Jésus prêchant au bord du lac de Thibériade. James Tissot (1836-1902) |
Saint Matthieu 14,13-21
Jésus partit en barque pour un endroit désert, à l’écart.Les foules l’apprirent et, quittant leurs villes, elles suivirent à pied. En débarquant, il vit une grande foule de gens ; il fut saisi de pitié envers eux et guérit les infirmes.
Le soir venu, les disciples s’approchèrent et lui dirent : « L’endroit est désert et il se fait tard. Renvoie donc la foule : qu’ils aillent dans les villages s’acheter à manger ! »
Mais Jésus leur dit : « Ils n’ont pas besoin de s’en aller. Donnez-leur vous-mêmes à manger. »
Alors ils lui disent : « Nous n’avons là que cinq pains et deux poissons. »
Jésus dit : « Apportez-les moi ici. »
Puis, ordonnant à la foule de s’asseoir sur l’herbe, il prit les cinq pains et les deux poissons, et, levant les yeux au ciel, il prononça la bénédiction ; il rompit les pains, il les donna aux disciples, et les disciples les donnèrent à la foule.
Tous mangèrent à leur faim et, des morceaux qui restaient, on ramassa douze paniers pleins. Ceux qui avaient mangé étaient environ cinq mille, sans compter les femmes et les enfants.
« Nous mangeons notre Dieu. Quel admirable et ineffable amour il a fallu, pour inventer cette merveille ! Cet amour dépasse tous les sens, et cet amour devrait blesser le cœur de tous les hommes, tellement il est au-dessus de tout, l'amour de Jésus pour nous.

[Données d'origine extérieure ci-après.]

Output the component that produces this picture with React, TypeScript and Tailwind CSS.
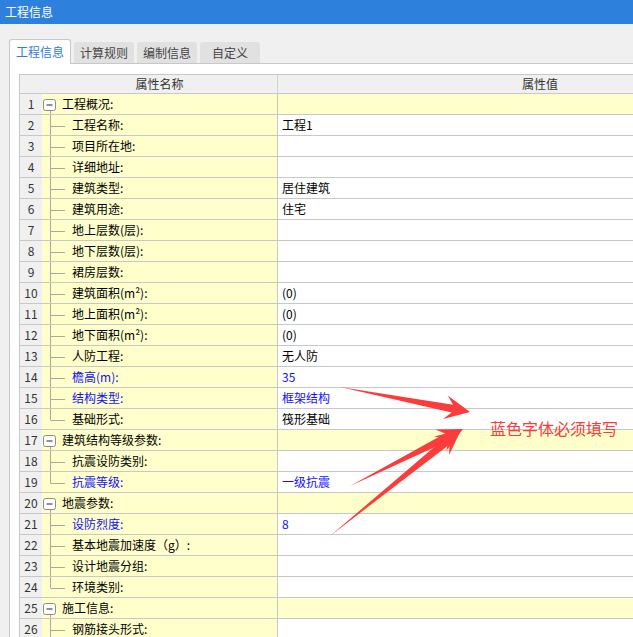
import React from "react";

type Row = {
  n: number;
  label: string;
  value?: string;
  group?: boolean;
  blue?: boolean;
  last?: boolean;
};

const rows: Row[] = [
  { n: 1, label: "工程概况:", group: true },
  { n: 2, label: "工程名称:", value: "工程1" },
  { n: 3, label: "项目所在地:" },
  { n: 4, label: "详细地址:" },
  { n: 5, label: "建筑类型:", value: "居住建筑" },
  { n: 6, label: "建筑用途:", value: "住宅" },
  { n: 7, label: "地上层数(层):" },
  { n: 8, label: "地下层数(层):" },
  { n: 9, label: "裙房层数:" },
  { n: 10, label: "建筑面积(m²):", value: "(0)" },
  { n: 11, label: "地上面积(m²):", value: "(0)" },
  { n: 12, label: "地下面积(m²):", value: "(0)" },
  { n: 13, label: "人防工程:", value: "无人防" },
  { n: 14, label: "檐高(m):", value: "35", blue: true },
  { n: 15, label: "结构类型:", value: "框架结构", blue: true },
  { n: 16, label: "基础形式:", value: "筏形基础", last: true },
  { n: 17, label: "建筑结构等级参数:", group: true },
  { n: 18, label: "抗震设防类别:" },
  { n: 19, label: "抗震等级:", value: "一级抗震", blue: true, last: true },
  { n: 20, label: "地震参数:", group: true },
  { n: 21, label: "设防烈度:", value: "8", blue: true },
  { n: 22, label: "基本地震加速度（g）:" },
  { n: 23, label: "设计地震分组:" },
  { n: 24, label: "环境类别:", last: true },
  { n: 25, label: "施工信息:", group: true },
  { n: 26, label: "钢筋接头形式:" },
];

const tabs = ["计算规则", "编制信息", "自定义"];

// tapered screenshot-tool arrow, tail -> tip
function arrowPoints(tx: number, ty: number, px: number, py: number) {
  const dx = px - tx;
  const dy = py - ty;
  const len = Math.hypot(dx, dy);
  const ux = dx / len;
  const uy = dy / len;
  const nx = -uy;
  const ny = ux;
  const L = 25;
  const W = 12;
  const N = 18;
  const w = 4;
  const bx = px - ux * L;
  const by = py - uy * L;
  const kx = px - ux * N;
  const ky = py - uy * N;
  const pts = [
    [tx, ty],
    [kx + nx * w, ky + ny * w],
    [bx + nx * W, by + ny * W],
    [px, py],
    [bx - nx * W, by - ny * W],
    [kx - nx * w, ky - ny * w],
  ];
  return pts.map((p) => p.map((v) => v.toFixed(1)).join(",")).join(" ");
}

function TreeCell({ row }: { row: Row }) {
  if (row.group) {
    return (
      <svg width="20" height="20" className="shrink-0">
        <rect x="1.5" y="5.5" width="12" height="11" rx="2" fill="#fff" stroke="#8a8a8a" />
        <line x1="4.5" y1="11" x2="10.5" y2="11" stroke="#222" strokeWidth="1" />
        <line x1="8.5" y1="17" x2="8.5" y2="20" stroke="#a8a8a8" />
      </svg>
    );
  }
  return (
    <svg width="30" height="20" className="shrink-0">
      <line x1="8.5" y1="0" x2="8.5" y2={row.last ? 11.5 : 20} stroke="#a8a8a8" />
      <line x1="9" y1="11.5" x2="23" y2="11.5" stroke="#a8a8a8" />
    </svg>
  );
}

export default function App() {
  return (
    <div className="relative w-[633px] h-[637px] overflow-hidden bg-[#f0f0f0] font-['Microsoft_YaHei','Noto_Sans_CJK_SC',sans-serif] text-[12px] text-black">
      <div className="h-6 bg-[#2d80dc] text-white flex items-center pl-[5px] leading-none">
        工程信息
      </div>

      <div className="pt-[15px] pl-[9px]">
        <div className="flex items-end gap-[3px]">
          <div className="relative z-10 -mb-px h-[25px] w-[62px] rounded-t-[3px] border border-b-0 border-[#c8c8c8] bg-white text-[#2d80dc] flex items-center justify-center">
            工程信息
          </div>
          {tabs.map((t) => (
            <div
              key={t}
              className="h-[21px] w-[60px] rounded-t-[3px] bg-[#e1e1e1] text-[#444] flex items-center justify-center"
            >
              {t}
            </div>
          ))}
        </div>

        <div className="border-t border-l border-[#c8c8c8] bg-white pt-[10px] pl-[9px]">
          <div className="border-t border-l border-[#c8c8c8] w-max">
            <div className="flex h-[19px] border-b border-[#c8c8c8] bg-[#f0f0f0] text-[#333]">
              <div className="w-[22px] shrink-0" />
              <div className="w-[236px] shrink-0 border-r border-[#d4d4d4] flex items-center justify-center">
                属性名称
              </div>
              <div className="w-[524px] shrink-0 flex items-center justify-center">属性值</div>
            </div>
            {rows.map((r) => (
              <div key={r.n} className="flex h-[21px] border-b border-[#c8c8c8]">
                <div className="w-[22px] shrink-0 bg-[#f0f0f0] text-[#333] flex items-center justify-center">
                  {r.n}
                </div>
                <div className="w-[236px] shrink-0 bg-[#ffffcc] border-r border-[#c8c8c8] flex items-center">
                  <TreeCell row={r} />
                  <span className={r.blue ? "text-[#1010ff]" : "text-black"}>{r.label}</span>
                </div>
                <div
                  className={
                    r.group
                      ? "w-[524px] shrink-0 bg-[#ffffcc] flex items-center pl-1"
                      : "w-[524px] shrink-0 bg-white flex items-center pl-1"
                  }
                >
                  <span className={r.blue ? "text-[#1010ff]" : "text-black"}>{r.value}</span>
                </div>
              </div>
            ))}
          </div>
        </div>
      </div>

      <svg className="pointer-events-none absolute left-0 top-0" width="633" height="637">
        <polygon points={arrowPoints(340, 387, 470, 412)} fill="#fb3c3c" />
        <polygon points={arrowPoints(350, 486, 463, 429)} fill="#fb3c3c" />
        <polygon points={arrowPoints(330, 536, 461, 430)} fill="#fb3c3c" />
      </svg>
      <div className="pointer-events-none absolute left-[490px] top-[419px] text-[16px] leading-[18px] text-[#fb3c3c]">
        蓝色字体必须填写
      </div>
    </div>
  );
}
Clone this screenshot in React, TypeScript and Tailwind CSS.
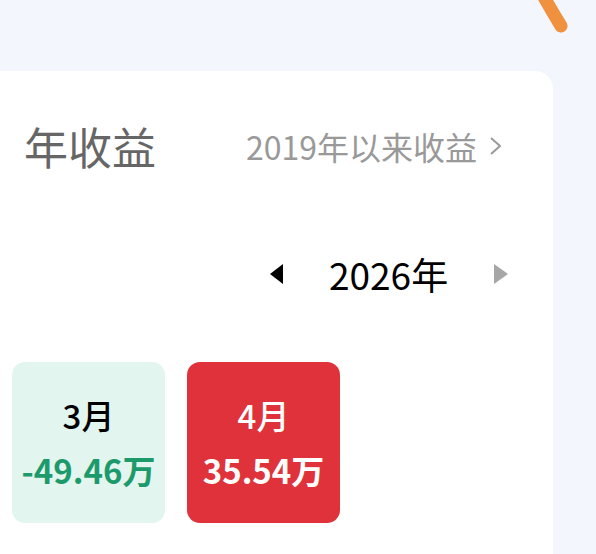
import React from 'react';

const font = "font-['Noto_Sans_CJK_SC','Noto_Sans',sans-serif]";

interface MonthItem {
  label: string;
  amount: string;
  up: boolean;
}

const months: MonthItem[] = [
  { label: '3月', amount: '-49.46万', up: false },
  { label: '4月', amount: '35.54万', up: true },
];

function MonthCard({ item }: { item: MonthItem }) {
  const box = item.up ? 'bg-[#e0323a]' : 'bg-[#e2f5ee]';
  const labelColor = item.up ? 'text-white' : 'text-black';
  const amountColor = item.up ? 'text-white' : 'text-[#1d9a6c]';
  return (
    <div className={`w-[153px] h-[161px] rounded-[13px] flex flex-col items-center justify-center gap-[15px] ${box}`}>
      <p className={`text-[33px] leading-[40px] font-medium ${labelColor}`}>{item.label}</p>
      <p className={`text-[33px] leading-[40px] font-bold ${amountColor}`}>{item.amount}</p>
    </div>
  );
}

export default function App() {
  return (
    <div className={`relative w-[596px] h-[554px] overflow-hidden bg-[#f3f6fc] pt-[71px] ${font}`}>
      {/* orange decoration peeking from the top */}
      <svg className="absolute left-[520px] top-[-10px]" width="60" height="50" viewBox="0 0 60 50">
        <path d="M20 0 Q30 18 41 36" stroke="#f0913f" strokeWidth="13" strokeLinecap="round" fill="none" />
      </svg>

      <div className="w-[553px] h-full bg-white rounded-tr-[18px] pt-[53px]">
        {/* header */}
        <div className="flex items-center justify-between pl-[24px] pr-[51px] h-[44px]">
          <h2 className="text-[44px] leading-[44px] text-[#666666]">年收益</h2>
          <div className="flex items-center gap-[12px] text-[32px] leading-[40px] text-[#999999]">
            <span>2019年以来收益</span>
            <svg width="13" height="20" viewBox="0 0 13 20">
              <path d="M2 2 L11 10 L2 18" stroke="#999999" strokeWidth="2" fill="none" strokeLinejoin="round" />
            </svg>
          </div>
        </div>

        {/* year switcher */}
        <div className="flex items-center mt-[86px] pl-[270px] h-[40px]">
          <svg width="13" height="20" viewBox="0 0 13 20">
            <path d="M13 0 L0 10 L13 20 Z" fill="#000000" />
          </svg>
          <span className="ml-[46px] text-[37px] leading-[40px] text-black">2026年</span>
          <svg className="ml-[46px]" width="14" height="20" viewBox="0 0 14 20">
            <path d="M0 0 L14 10 L0 20 Z" fill="#a6a6a6" />
          </svg>
        </div>

        {/* months */}
        <div className="flex gap-[22px] pl-[12px] mt-[68px]">
          {months.map((m) => (
            <MonthCard key={m.label} item={m} />
          ))}
        </div>
      </div>
    </div>
  );
}
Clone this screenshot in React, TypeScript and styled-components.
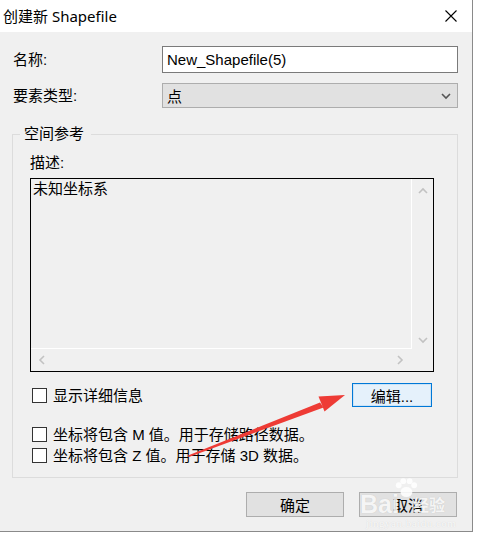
import styled, { createGlobalStyle } from 'styled-components';

const GlobalStyle = createGlobalStyle`
  html, body {
    margin: 0;
    padding: 0;
    background: #ffffff;
  }
  * {
    box-sizing: border-box;
  }
`;

type Dir = 'up' | 'down' | 'left' | 'right';

const chevronPaths: Record<Dir, string> = {
  up: 'M1 6 L5 2 L9 6',
  down: 'M1 2 L5 6 L9 2',
  left: 'M6 1 L2 5 L6 9',
  right: 'M2 1 L6 5 L2 9',
};

function Chevron({ dir, color = '#c2c2c2' }: { dir: Dir; color?: string }) {
  const vertical = dir === 'up' || dir === 'down';
  return (
    <svg
      width={vertical ? 10 : 8}
      height={vertical ? 8 : 10}
      viewBox={vertical ? '0 0 10 8' : '0 0 8 10'}
    >
      <path d={chevronPaths[dir]} fill="none" stroke={color} strokeWidth="1.6" />
    </svg>
  );
}

export default function App() {
  return (
    <>
      <GlobalStyle />
      <Window>
        <TitleBar>
          <Title>创建新 Shapefile</Title>
          <CloseButton>
            <svg width="12" height="12" viewBox="0 0 12 12">
              <path d="M0.5 0.5 L11.5 11.5 M11.5 0.5 L0.5 11.5" stroke="#000" strokeWidth="1.1" />
            </svg>
          </CloseButton>
        </TitleBar>

        <Body>
          <FormRow>
            <Label>名称:</Label>
            <TextInput>New_Shapefile(5)</TextInput>
          </FormRow>
          <FormRow $gap={10}>
            <Label>要素类型:</Label>
            <Combo>
              <span>点</span>
              <Chevron dir="down" color="#555" />
            </Combo>
          </FormRow>

          <Group>
            <Legend>空间参考</Legend>
            <SubLabel>描述:</SubLabel>
            <DescBox>
              <DescText>未知坐标系</DescText>
              <VScroll>
                <Chevron dir="up" />
                <Chevron dir="down" />
              </VScroll>
              <HScroll>
                <Chevron dir="left" />
                <Chevron dir="right" />
              </HScroll>
              <Corner />
            </DescBox>

            <DetailRow>
              <Check>
                <Box />
                显示详细信息
              </Check>
              <Button $focused $width={80} $height={24}>
                编辑...
              </Button>
            </DetailRow>

            <OptionList>
              <Check>
                <Box />
                坐标将包含 M 值。用于存储路径数据。
              </Check>
              <Check>
                <Box />
                坐标将包含 Z 值。用于存储 3D 数据。
              </Check>
            </OptionList>
          </Group>

          <Footer>
            <Button $width={98} $height={25}>确定</Button>
            <Button $width={98} $height={25}>取消</Button>
          </Footer>
        </Body>

        <Arrow width="477" height="534" viewBox="0 0 477 534">
          <polygon
            points="188,455.5 320,402.5 323.5,407.5 189,457"
            fill="#ee3b35"
          />
          <polygon points="345,395 318.5,396.5 324.5,411.5" fill="#ee3b35" />
        </Arrow>

        <Watermark>
          <Paw width="24" height="20" viewBox="0 0 26 22">
            <circle cx="5" cy="8" r="3.2" />
            <circle cx="10" cy="3.5" r="3.2" />
            <circle cx="17" cy="3.5" r="3.2" />
            <circle cx="22" cy="8" r="3.2" />
            <ellipse cx="13.5" cy="15.5" rx="6.5" ry="5.5" />
          </Paw>
          <MarkLine>
            <MarkBig>Bai</MarkBig>
            <MarkGap />
            <MarkCjk>经验</MarkCjk>
          </MarkLine>
          <MarkUrl>jingyan.baidu.com</MarkUrl>
        </Watermark>
      </Window>
    </>
  );
}

const Window = styled.div`
  position: relative;
  width: 473px;
  height: 532px;
  background: #f0f0f0;
  border-right: 1px solid #8a8a8a;
  border-bottom: 1px solid #8a8a8a;
  display: flex;
  flex-direction: column;
  font-family: 'Liberation Sans', 'Noto Sans CJK SC', sans-serif;
  font-size: 15px;
  color: #000;
`;

const TitleBar = styled.div`
  height: 32px;
  background: #ffffff;
  display: flex;
  align-items: center;
  justify-content: space-between;
  padding: 0 15px 0 3px;
`;

const Title = styled.div`
  font-family: 'Noto Sans', 'Noto Sans CJK SC', sans-serif;
  font-size: 15px;
  line-height: 20px;
  margin-top: -1px;
`;

const CloseButton = styled.div`
  display: flex;
`;

const Body = styled.div`
  flex: 1;
  display: flex;
  flex-direction: column;
  padding: 14px 14px 0 12px;
`;

const FormRow = styled.div<{ $gap?: number }>`
  display: grid;
  grid-template-columns: 149px 1fr;
  align-items: center;
  padding-left: 1px;
  margin-top: ${(p) => p.$gap ?? 0}px;
`;

const Label = styled.div`
  line-height: 20px;
`;

const TextInput = styled.div`
  height: 27px;
  background: #ffffff;
  border: 1px solid #7a7a7a;
  padding: 0 4px;
  display: flex;
  align-items: center;
`;

const Combo = styled.div`
  height: 25px;
  background: #e1e1e1;
  border: 1px solid #adadad;
  padding: 0 6px 0 4px;
  display: flex;
  align-items: center;
  justify-content: space-between;
`;

const Group = styled.fieldset`
  margin: 16px 0 0 0;
  min-width: 0;
  border: 1px solid #dcdcdc;
  padding: 0 23px 11px 17px;
  display: flex;
  flex-direction: column;
`;

const Legend = styled.legend`
  margin-left: -10px;
  padding: 0 7px 0 4px;
  line-height: 20px;
`;

const SubLabel = styled.div`
  margin-top: 9px;
  line-height: 20px;
`;

const DescBox = styled.div`
  margin-top: 5px;
  height: 194px;
  border: 1px solid #000;
  display: grid;
  grid-template-columns: 1fr 21px;
  grid-template-rows: 1fr 22px;
`;

const DescText = styled.div`
  border-right: 1px solid #ffffff;
  border-bottom: 1px solid #ffffff;
  padding: 1px 2px;
  line-height: 18px;
`;

const VScroll = styled.div`
  display: flex;
  flex-direction: column;
  align-items: center;
  justify-content: space-between;
  padding: 8px 0 5px 0;
`;

const HScroll = styled.div`
  display: flex;
  align-items: center;
  justify-content: space-between;
  padding: 0 8px 0 7px;
`;

const Corner = styled.div``;

const DetailRow = styled.div`
  margin-top: 11px;
  display: flex;
  align-items: center;
  justify-content: space-between;
  padding: 0 2px 0 2px;
`;

const OptionList = styled.div`
  margin-top: 17px;
  display: flex;
  flex-direction: column;
  padding-left: 2px;
`;

const Check = styled.label`
  display: flex;
  align-items: center;
  gap: 6px;
  height: 21px;
  line-height: 21px;
  white-space: nowrap;
`;

const Box = styled.span`
  width: 15px;
  height: 15px;
  background: #ffffff;
  border: 1px solid #333;
  flex-shrink: 0;
`;

const Button = styled.div<{ $focused?: boolean; $width: number; $height: number }>`
  width: ${(p) => p.$width}px;
  height: ${(p) => p.$height}px;
  display: flex;
  align-items: center;
  justify-content: center;
  background: ${(p) => (p.$focused ? '#e5f1fb' : '#e1e1e1')};
  border: 1px solid ${(p) => (p.$focused ? '#0078d7' : '#adadad')};
  box-shadow: ${(p) => (p.$focused ? 'inset 0 0 0 1px #cce4f7' : 'none')};
`;

const Footer = styled.div`
  margin-top: 14px;
  display: flex;
  justify-content: flex-end;
  gap: 15px;
  padding-right: 1px;
`;

const Arrow = styled.svg`
  position: absolute;
  left: 0;
  top: 0;
  pointer-events: none;
`;

const Watermark = styled.div`
  position: absolute;
  left: 360px;
  top: 478px;
  width: 100px;
  display: flex;
  flex-direction: column;
  align-items: flex-start;
  color: rgba(255, 255, 255, 0.85);
  pointer-events: none;
`;

const Paw = styled.svg`
  margin-left: 34px;
  fill: rgba(255, 255, 255, 0.85);
`;

const MarkLine = styled.div`
  display: flex;
  align-items: center;
  margin-top: -6px;
  height: 24px;
`;

const MarkBig = styled.span`
  font-family: 'Liberation Sans', sans-serif;
  font-weight: 700;
  font-size: 25px;
  text-shadow: 0 0 1px rgba(0, 0, 0, 0.15);
`;

const MarkGap = styled.span`
  width: 14px;
`;

const MarkCjk = styled.span`
  font-size: 16px;
  font-weight: 700;
  text-shadow: 0 0 1px rgba(0, 0, 0, 0.15);
`;

const MarkUrl = styled.span`
  font-family: 'Liberation Serif', serif;
  font-size: 11px;
  margin-top: 1px;
  margin-left: 6px;
  letter-spacing: 0.5px;
  text-shadow: 0 0 1px rgba(0, 0, 0, 0.15);
`;
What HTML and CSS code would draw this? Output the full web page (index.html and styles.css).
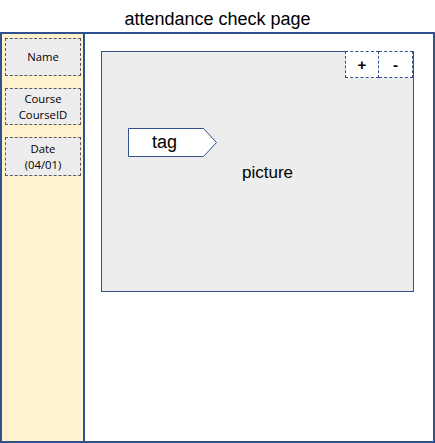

Or, il n'y a point de chose matérielle qui soit aussi proche et aussi intime à l'homme que le boire et le manger reçus dans la bouche de l'homme, et c'est précisément pour cela, c'est pour s'unir à nous de la façon la plus proche et la plus intime, qu'il a trouvé ce merveilleux procédé. [...]
De même que la nourriture corporelle est transformée en notre chair, de même celui qui mange dignement l'adorable nourriture est changé en elle. C'est ainsi que Notre Seigneur a pu dire à saint Augustin : "Ce n'est pas moi qui suis changé en toi, c'est toi qui est changé en moi."
Cette nourriture s'en va, par les artères, jusqu'au fond intime de celui qui la reçoit dignement. Prenons la parole de saint Bernard : "Quand nous mangeons la nourriture corporelle, nous la mâchons tout d'abord, et ensuite elle descend doucement dans le corps."
Qu'est-ce donc que cette mastication ? Saint Bernard le dit : "Quand nous mangeons Dieu, c'est nous qui sommes mangés par Lui, Il nous mange." »
Bx Jean Tauler (1300-1361), Sermon XXX (3), Le Cerf, Coll. Sagesses, Paris, 1991.
Avec Maitre Eckhart et Henrich Suso, Jean Tauler fut l'un des maitres de la mystique rhénane.